SHORT EXERCISE —
Scan the lines below; pull out those with "screenshot".

TASK INPUT —
────────────────────
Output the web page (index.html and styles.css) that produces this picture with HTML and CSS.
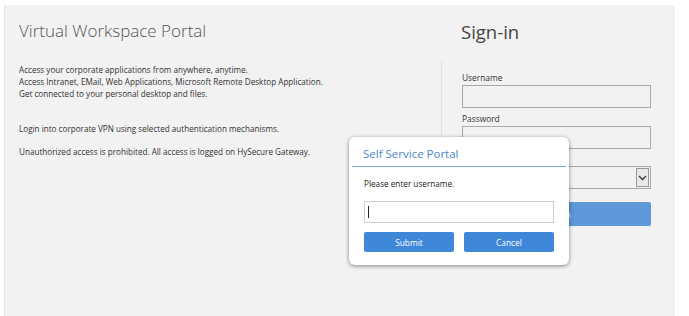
────────────────────
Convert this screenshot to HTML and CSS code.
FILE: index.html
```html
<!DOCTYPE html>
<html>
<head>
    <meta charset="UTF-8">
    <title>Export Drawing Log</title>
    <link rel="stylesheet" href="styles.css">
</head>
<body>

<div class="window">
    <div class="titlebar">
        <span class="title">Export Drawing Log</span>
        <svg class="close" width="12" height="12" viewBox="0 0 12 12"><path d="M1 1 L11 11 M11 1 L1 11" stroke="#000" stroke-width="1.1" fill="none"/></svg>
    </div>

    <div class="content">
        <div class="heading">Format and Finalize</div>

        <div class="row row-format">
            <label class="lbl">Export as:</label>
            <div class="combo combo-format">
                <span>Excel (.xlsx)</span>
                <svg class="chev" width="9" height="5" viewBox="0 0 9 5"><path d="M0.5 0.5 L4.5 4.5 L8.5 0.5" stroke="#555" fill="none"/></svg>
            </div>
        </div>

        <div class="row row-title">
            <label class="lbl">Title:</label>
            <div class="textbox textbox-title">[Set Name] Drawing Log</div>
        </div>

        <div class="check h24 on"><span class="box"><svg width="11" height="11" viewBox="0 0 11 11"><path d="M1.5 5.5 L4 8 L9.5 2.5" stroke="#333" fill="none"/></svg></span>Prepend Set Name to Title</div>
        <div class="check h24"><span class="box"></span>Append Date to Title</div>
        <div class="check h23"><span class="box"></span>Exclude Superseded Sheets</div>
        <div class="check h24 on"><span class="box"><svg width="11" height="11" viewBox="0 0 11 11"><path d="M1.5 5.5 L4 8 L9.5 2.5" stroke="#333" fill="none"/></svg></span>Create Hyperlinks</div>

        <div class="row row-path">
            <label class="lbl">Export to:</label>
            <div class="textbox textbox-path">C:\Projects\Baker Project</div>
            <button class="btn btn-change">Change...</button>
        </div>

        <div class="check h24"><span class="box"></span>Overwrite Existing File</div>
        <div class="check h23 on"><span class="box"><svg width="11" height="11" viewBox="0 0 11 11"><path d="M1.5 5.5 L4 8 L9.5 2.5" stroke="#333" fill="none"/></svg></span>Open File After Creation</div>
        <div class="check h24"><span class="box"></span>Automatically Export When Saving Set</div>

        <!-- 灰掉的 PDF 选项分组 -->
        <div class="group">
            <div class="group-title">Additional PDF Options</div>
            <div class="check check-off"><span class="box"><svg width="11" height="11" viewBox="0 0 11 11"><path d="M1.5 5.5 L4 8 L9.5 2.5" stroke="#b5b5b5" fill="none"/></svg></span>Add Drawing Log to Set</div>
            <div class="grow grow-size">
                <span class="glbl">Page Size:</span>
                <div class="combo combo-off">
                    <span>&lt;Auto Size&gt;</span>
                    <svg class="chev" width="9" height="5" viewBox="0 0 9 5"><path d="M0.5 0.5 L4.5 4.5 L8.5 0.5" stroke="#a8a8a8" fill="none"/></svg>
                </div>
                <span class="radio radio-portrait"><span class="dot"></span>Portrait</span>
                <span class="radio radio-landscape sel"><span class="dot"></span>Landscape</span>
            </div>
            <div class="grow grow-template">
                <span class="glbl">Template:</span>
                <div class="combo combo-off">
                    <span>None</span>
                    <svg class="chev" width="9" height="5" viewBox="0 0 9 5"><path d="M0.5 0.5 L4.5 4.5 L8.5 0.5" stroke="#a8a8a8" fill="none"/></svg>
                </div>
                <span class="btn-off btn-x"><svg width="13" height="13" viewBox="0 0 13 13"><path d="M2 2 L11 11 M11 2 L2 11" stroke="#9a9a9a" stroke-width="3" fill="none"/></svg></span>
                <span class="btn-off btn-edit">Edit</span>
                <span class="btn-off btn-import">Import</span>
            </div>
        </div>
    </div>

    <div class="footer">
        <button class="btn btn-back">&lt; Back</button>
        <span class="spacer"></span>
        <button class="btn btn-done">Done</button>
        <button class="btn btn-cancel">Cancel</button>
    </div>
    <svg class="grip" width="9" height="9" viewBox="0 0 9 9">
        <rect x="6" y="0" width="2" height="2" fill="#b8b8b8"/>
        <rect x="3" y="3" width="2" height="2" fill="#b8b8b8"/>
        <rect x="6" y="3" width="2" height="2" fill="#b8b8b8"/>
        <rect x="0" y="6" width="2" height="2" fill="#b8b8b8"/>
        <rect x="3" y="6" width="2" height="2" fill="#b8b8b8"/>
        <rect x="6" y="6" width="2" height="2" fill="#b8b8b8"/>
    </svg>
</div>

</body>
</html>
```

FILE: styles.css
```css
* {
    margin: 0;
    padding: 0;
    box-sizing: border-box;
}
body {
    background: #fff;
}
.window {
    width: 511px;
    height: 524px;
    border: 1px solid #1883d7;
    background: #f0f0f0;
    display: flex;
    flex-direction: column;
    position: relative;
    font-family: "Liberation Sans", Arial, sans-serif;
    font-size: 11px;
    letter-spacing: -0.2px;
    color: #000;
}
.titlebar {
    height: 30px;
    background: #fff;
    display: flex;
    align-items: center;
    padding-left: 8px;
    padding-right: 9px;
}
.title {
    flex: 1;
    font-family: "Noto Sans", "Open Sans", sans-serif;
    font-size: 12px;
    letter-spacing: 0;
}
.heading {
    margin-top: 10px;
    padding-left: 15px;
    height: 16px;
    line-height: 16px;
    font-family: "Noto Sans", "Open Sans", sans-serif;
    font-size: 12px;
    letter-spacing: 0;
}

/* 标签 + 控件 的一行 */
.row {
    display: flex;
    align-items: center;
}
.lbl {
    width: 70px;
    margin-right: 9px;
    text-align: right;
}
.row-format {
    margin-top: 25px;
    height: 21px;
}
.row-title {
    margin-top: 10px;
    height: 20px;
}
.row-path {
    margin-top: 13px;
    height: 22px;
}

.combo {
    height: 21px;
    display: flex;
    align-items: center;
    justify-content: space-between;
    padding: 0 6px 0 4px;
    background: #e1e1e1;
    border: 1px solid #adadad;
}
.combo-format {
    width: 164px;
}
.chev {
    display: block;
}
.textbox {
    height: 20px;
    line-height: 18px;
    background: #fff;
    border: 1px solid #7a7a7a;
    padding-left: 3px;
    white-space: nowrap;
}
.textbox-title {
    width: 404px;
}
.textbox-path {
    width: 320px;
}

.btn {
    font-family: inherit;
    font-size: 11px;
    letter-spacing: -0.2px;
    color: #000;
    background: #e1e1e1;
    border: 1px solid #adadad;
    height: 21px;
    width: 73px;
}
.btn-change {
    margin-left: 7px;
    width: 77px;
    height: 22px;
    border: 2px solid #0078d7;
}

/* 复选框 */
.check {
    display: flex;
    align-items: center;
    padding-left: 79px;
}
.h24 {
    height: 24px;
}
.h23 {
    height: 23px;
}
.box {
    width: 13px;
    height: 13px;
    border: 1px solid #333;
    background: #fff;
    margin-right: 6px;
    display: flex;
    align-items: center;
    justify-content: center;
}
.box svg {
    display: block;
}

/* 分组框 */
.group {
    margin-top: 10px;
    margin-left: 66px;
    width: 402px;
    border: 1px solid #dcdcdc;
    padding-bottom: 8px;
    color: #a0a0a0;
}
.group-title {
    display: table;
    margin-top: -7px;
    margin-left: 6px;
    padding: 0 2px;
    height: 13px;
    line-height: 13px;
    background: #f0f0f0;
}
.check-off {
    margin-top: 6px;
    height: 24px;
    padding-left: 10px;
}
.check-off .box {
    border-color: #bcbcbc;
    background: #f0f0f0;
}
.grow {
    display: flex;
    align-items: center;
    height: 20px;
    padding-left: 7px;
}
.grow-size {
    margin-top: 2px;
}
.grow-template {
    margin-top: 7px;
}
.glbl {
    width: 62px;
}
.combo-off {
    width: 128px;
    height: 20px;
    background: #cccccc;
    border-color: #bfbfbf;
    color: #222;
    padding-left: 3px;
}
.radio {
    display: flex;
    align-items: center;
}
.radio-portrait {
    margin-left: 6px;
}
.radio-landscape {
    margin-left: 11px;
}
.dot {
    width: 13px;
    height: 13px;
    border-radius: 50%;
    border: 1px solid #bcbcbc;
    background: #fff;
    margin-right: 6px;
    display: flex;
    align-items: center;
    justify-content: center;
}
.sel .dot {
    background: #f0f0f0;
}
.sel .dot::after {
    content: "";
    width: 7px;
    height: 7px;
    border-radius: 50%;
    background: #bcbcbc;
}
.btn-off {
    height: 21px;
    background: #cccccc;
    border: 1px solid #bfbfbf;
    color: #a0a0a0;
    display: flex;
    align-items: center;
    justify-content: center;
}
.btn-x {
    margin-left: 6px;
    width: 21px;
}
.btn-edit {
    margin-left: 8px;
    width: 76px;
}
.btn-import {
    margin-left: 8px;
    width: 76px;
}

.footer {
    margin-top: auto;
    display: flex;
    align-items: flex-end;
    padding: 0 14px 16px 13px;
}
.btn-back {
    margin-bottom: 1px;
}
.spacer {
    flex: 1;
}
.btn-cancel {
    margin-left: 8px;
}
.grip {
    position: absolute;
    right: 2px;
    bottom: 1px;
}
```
────────────────────
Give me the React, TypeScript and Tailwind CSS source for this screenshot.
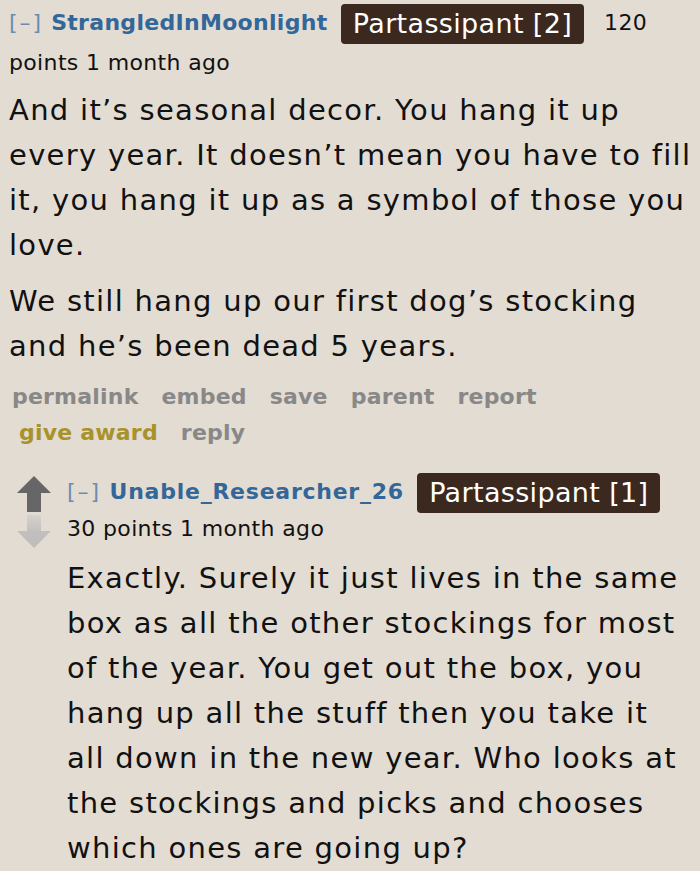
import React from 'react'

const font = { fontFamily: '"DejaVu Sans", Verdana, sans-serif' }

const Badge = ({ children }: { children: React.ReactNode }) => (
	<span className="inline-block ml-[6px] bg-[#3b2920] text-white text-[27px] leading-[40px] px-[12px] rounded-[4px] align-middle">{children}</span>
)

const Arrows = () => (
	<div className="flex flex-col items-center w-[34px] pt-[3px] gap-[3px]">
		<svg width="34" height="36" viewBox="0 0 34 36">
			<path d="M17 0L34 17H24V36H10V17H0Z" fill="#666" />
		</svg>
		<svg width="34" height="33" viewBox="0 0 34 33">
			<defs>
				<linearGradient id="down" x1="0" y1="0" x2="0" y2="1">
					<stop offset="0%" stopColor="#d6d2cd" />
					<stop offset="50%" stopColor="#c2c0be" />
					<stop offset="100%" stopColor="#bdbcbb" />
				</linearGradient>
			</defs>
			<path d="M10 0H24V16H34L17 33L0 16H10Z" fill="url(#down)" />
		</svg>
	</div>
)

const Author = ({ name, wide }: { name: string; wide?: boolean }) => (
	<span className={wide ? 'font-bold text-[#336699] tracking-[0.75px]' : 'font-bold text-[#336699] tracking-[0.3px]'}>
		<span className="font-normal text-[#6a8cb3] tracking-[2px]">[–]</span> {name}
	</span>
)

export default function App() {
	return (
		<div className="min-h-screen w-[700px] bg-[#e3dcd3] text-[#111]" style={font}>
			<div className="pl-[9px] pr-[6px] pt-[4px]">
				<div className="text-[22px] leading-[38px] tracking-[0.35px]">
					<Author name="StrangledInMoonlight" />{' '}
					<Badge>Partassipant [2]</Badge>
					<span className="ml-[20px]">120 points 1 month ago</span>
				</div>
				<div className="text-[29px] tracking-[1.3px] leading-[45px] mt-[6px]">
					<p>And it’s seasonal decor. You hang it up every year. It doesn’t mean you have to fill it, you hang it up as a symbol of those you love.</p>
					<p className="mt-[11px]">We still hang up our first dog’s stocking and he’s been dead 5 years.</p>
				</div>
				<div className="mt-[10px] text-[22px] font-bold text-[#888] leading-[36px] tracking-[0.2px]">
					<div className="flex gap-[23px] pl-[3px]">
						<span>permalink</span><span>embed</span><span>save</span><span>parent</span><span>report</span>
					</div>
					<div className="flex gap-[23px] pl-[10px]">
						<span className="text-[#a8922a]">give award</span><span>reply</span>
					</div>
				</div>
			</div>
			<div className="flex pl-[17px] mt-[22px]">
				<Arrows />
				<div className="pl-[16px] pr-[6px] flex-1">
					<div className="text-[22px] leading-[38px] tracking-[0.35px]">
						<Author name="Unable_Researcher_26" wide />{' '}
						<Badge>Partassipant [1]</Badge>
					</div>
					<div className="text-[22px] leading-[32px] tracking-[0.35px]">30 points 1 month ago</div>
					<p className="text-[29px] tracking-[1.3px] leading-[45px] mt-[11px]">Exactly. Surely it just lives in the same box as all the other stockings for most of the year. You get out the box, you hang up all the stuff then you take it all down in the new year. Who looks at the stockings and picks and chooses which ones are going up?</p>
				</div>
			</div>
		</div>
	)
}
────────────────────
COMPLETED EXERCISE —
Convert this screenshot to HTML and CSS code.
Give me the React, TypeScript and Tailwind CSS source for this screenshot.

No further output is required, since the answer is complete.